Examine the entries and show every line in which the word "this" is found.

(Code that builds pages)
━━━━━━
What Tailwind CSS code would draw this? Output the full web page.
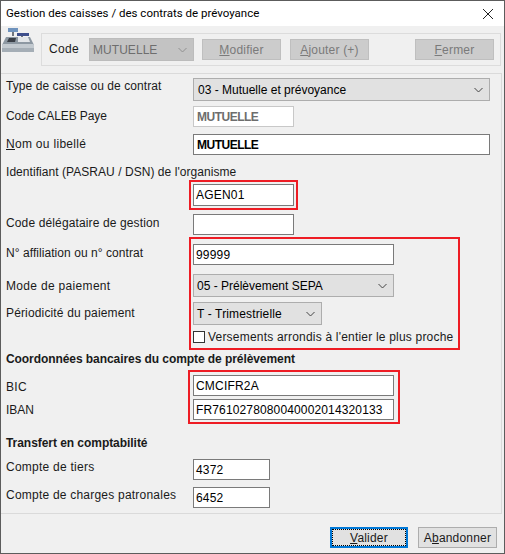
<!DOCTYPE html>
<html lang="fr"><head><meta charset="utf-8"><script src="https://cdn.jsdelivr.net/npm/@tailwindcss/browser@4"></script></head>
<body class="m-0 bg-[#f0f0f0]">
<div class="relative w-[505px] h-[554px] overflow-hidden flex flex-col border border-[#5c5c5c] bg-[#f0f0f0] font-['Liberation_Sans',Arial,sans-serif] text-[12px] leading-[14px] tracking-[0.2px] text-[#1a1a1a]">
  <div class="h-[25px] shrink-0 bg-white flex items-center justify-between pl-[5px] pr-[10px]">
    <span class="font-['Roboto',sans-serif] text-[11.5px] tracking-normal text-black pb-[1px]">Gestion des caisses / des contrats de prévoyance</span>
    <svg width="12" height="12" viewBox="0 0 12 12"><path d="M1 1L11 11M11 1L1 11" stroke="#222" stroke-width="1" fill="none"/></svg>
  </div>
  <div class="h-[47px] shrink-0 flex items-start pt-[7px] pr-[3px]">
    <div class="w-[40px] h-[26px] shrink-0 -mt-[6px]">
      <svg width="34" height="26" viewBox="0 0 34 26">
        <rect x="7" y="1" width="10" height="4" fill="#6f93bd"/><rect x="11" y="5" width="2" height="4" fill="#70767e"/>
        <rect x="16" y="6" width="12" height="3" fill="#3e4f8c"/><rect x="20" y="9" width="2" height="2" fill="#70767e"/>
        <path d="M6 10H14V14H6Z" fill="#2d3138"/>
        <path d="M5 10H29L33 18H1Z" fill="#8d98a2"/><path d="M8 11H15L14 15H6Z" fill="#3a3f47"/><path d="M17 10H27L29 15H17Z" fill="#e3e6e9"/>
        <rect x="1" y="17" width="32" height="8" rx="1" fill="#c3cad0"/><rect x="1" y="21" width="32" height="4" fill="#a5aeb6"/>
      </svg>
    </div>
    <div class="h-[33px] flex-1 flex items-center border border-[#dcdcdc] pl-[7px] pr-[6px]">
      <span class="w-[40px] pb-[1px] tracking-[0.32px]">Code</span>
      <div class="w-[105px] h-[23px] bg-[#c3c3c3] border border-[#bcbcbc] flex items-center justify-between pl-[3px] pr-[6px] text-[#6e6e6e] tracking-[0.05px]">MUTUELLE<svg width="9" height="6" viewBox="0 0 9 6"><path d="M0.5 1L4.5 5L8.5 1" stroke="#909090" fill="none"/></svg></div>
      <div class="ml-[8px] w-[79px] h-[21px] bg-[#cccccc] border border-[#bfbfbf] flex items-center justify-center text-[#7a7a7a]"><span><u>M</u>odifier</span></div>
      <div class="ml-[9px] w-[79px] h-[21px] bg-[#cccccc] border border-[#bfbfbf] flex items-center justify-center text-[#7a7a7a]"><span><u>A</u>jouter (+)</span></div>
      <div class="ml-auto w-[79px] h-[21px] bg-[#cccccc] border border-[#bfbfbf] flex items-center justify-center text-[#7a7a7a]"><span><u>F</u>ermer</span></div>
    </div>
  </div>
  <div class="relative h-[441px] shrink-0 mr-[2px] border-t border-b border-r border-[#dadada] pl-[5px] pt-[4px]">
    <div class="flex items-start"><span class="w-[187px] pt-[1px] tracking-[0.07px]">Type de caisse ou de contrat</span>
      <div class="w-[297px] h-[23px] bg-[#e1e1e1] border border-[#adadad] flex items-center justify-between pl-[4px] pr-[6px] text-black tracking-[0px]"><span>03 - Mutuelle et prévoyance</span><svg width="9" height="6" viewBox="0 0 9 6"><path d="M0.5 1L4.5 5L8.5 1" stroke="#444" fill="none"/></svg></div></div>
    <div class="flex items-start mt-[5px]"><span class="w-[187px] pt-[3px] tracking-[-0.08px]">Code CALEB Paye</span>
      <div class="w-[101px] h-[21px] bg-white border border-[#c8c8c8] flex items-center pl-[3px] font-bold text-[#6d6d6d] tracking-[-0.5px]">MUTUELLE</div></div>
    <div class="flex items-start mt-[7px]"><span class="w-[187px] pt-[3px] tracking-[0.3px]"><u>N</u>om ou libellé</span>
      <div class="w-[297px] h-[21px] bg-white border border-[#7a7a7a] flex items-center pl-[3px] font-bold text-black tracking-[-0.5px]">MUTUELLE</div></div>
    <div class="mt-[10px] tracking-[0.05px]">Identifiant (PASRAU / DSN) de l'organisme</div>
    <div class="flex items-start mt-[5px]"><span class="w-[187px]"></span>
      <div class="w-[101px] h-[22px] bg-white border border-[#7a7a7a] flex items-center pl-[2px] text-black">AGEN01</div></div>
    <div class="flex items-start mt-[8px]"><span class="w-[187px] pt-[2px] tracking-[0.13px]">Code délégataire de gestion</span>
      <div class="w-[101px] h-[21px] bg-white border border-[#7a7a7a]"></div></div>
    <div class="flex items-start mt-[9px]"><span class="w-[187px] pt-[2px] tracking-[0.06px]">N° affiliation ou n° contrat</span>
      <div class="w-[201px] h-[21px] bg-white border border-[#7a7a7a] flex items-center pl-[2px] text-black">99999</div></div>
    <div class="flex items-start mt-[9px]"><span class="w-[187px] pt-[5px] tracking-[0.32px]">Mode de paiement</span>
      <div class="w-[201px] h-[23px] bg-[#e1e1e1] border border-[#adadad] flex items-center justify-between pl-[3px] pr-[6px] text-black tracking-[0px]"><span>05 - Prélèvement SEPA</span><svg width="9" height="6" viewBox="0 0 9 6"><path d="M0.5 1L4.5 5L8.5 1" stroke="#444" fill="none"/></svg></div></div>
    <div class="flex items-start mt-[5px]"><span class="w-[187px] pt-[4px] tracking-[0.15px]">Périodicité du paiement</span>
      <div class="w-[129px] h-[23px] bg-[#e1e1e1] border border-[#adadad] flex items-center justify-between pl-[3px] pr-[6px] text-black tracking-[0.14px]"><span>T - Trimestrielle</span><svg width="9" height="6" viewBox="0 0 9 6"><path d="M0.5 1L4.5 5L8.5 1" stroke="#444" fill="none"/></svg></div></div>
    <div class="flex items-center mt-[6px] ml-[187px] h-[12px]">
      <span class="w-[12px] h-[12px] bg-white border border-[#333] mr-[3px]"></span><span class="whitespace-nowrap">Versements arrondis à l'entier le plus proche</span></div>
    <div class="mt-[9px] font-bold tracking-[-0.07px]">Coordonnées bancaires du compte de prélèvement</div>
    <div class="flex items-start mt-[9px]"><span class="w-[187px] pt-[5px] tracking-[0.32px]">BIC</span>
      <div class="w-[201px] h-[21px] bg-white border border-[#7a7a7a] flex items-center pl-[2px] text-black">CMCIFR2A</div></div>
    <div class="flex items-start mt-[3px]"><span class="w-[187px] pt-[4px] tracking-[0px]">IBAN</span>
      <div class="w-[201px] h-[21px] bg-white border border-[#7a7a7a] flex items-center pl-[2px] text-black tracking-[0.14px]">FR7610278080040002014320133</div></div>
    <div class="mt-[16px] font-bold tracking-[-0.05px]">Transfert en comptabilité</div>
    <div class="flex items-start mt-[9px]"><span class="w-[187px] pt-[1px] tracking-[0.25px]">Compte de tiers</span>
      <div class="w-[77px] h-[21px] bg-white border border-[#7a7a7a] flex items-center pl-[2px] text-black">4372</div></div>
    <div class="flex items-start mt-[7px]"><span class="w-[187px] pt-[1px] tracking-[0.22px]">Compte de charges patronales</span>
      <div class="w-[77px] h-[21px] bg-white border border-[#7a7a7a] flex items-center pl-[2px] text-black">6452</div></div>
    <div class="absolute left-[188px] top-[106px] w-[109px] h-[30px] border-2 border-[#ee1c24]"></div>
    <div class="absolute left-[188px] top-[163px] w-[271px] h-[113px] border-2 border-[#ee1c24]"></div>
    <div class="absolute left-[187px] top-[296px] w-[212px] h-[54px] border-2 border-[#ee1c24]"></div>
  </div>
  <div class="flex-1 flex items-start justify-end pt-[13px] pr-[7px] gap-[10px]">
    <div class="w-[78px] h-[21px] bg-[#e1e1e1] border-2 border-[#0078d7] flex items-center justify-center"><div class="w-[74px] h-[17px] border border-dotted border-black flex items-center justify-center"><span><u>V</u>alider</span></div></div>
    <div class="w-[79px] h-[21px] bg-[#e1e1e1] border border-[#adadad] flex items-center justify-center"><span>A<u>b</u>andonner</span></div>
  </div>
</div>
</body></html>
━━━━━━
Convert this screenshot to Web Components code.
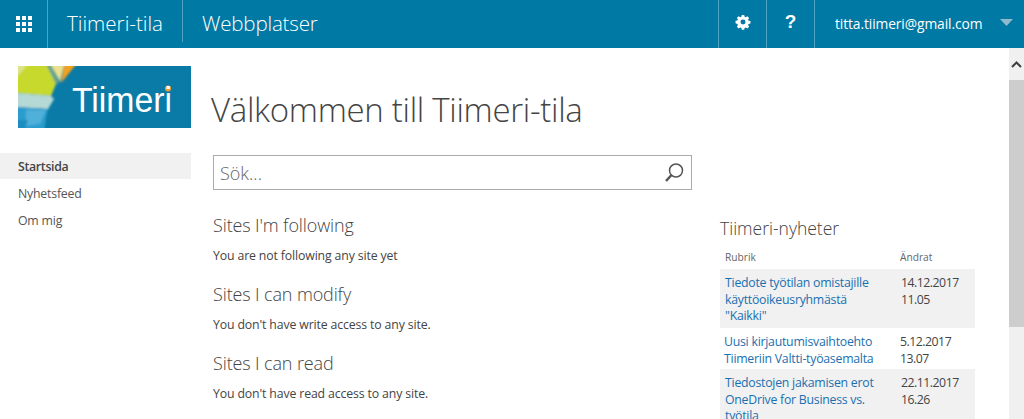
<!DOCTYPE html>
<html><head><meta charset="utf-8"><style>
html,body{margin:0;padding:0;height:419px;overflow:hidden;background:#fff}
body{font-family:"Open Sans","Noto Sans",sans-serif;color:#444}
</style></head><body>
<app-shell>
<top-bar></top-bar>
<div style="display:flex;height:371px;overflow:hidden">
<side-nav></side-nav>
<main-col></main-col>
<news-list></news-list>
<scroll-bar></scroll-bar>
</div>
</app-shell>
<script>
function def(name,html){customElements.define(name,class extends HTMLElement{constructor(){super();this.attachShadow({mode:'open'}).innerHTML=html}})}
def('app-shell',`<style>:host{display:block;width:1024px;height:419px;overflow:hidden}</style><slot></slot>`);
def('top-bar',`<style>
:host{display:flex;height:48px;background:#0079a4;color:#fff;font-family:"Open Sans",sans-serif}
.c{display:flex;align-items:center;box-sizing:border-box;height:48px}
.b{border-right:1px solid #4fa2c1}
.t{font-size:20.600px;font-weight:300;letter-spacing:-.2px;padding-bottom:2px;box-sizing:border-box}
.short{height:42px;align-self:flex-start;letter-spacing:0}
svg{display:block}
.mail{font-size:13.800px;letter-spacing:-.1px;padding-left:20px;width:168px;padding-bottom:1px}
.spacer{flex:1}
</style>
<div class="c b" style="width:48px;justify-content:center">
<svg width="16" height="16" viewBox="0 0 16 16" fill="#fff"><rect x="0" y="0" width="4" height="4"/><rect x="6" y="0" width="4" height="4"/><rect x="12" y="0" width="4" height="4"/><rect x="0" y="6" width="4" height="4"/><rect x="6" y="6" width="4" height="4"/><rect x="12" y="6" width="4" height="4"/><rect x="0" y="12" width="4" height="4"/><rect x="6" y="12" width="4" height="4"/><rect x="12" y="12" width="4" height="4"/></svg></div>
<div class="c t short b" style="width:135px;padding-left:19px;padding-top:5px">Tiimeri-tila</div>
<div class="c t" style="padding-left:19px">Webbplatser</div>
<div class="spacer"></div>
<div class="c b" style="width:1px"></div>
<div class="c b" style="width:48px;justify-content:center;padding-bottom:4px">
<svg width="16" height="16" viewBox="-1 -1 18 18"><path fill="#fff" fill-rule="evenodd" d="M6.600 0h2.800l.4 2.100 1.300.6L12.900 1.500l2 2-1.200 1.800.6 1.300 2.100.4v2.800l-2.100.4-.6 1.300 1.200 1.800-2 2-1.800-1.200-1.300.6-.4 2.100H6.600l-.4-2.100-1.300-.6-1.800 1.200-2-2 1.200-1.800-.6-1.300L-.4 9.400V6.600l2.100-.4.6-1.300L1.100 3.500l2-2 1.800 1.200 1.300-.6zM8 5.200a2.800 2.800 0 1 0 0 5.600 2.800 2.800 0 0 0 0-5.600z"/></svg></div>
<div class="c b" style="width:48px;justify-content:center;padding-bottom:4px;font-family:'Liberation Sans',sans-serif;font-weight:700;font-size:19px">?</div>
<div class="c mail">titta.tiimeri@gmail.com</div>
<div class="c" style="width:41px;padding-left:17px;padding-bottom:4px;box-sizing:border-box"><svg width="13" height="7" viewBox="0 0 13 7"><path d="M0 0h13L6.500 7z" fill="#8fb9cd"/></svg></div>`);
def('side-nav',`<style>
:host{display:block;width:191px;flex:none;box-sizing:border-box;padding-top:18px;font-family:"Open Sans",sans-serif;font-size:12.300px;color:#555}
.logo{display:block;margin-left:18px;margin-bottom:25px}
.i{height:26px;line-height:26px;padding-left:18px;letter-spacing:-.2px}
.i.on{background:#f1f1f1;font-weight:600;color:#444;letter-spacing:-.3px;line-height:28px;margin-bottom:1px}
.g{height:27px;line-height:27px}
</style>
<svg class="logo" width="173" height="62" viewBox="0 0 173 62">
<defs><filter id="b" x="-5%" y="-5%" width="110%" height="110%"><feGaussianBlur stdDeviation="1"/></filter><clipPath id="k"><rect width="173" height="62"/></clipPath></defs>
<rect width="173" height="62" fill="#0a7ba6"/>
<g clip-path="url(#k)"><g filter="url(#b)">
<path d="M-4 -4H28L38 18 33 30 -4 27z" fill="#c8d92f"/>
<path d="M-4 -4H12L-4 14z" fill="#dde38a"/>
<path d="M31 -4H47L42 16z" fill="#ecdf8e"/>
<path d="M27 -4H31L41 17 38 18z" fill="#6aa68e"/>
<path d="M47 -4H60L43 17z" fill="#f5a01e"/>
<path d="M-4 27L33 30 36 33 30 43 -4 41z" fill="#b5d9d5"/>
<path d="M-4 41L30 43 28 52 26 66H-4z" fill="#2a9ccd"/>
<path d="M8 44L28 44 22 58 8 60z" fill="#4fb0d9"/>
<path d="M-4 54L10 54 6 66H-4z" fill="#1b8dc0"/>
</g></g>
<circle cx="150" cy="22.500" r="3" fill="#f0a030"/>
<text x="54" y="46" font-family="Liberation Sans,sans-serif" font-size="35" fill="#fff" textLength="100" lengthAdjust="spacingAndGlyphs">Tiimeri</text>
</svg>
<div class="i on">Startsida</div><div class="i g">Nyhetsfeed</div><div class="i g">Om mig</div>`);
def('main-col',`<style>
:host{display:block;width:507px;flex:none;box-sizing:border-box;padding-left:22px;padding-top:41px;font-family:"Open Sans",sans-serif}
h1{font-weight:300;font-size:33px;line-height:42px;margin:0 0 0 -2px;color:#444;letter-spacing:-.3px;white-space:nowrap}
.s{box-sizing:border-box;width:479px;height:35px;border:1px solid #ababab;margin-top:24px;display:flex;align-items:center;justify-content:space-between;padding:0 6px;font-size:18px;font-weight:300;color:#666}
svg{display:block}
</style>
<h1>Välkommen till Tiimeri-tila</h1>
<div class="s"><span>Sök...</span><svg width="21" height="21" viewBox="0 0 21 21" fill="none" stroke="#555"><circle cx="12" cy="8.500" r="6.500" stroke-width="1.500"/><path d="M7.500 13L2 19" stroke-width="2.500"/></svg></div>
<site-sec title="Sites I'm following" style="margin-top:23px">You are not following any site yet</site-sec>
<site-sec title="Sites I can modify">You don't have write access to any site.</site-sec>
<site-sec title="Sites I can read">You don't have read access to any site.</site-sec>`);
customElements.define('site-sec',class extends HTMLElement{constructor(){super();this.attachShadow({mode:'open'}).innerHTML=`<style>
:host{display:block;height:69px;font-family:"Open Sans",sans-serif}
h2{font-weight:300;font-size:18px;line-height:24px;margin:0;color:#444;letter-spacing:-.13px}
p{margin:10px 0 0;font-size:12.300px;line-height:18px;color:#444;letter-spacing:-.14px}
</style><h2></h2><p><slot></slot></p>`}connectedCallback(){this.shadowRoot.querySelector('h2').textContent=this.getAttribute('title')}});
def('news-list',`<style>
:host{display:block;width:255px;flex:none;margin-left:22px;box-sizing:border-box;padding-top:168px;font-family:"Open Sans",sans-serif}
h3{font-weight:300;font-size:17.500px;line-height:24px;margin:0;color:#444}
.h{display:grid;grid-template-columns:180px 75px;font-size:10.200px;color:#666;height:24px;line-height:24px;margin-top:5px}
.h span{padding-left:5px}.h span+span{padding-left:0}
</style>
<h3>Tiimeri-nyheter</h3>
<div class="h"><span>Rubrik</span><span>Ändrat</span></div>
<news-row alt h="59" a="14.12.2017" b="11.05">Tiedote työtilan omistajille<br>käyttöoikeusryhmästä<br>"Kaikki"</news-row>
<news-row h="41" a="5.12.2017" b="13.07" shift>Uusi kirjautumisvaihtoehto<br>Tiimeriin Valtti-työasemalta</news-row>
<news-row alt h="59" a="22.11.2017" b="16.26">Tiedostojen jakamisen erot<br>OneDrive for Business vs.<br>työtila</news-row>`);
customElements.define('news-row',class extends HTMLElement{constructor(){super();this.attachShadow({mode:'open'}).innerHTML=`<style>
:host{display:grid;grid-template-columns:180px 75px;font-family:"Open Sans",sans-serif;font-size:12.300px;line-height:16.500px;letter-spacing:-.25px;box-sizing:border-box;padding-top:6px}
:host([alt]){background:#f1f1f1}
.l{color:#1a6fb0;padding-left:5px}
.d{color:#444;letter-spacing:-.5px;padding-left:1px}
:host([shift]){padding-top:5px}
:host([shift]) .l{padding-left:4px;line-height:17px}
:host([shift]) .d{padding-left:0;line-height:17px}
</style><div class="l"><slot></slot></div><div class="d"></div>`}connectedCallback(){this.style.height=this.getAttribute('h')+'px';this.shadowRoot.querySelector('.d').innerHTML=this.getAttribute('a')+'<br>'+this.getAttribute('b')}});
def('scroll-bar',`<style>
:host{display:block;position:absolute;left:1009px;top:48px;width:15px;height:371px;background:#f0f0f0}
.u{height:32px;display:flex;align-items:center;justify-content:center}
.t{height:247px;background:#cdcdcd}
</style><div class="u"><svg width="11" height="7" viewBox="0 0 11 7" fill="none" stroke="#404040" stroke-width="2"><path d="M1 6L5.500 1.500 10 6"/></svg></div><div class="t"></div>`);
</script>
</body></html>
━━━━━━
§ TASK SOLUTION:
What Tailwind CSS code would draw this? Output the full web page.
Convert this screenshot to Web Components code.
function def(name,html){customElements.define(name,class extends HTMLElement{constructor(){super();this.attachShadow({mode:'open'}).innerHTML=html}})}
customElements.define('site-sec',class extends HTMLElement{constructor(){super();this.attachShadow({mode:'open'}).innerHTML=`<style>
</style><h2></h2><p><slot></slot></p>`}connectedCallback(){this.shadowRoot.querySelector('h2').textContent=this.getAttribute('title')}});
customElements.define('news-row',class extends HTMLElement{constructor(){super();this.attachShadow({mode:'open'}).innerHTML=`<style>
</style><div class="l"><slot></slot></div><div class="d"></div>`}connectedCallback(){this.style.height=this.getAttribute('h')+'px';this.shadowRoot.querySelector('.d').innerHTML=this.getAttribute('a')+'<br>'+this.getAttribute('b')}});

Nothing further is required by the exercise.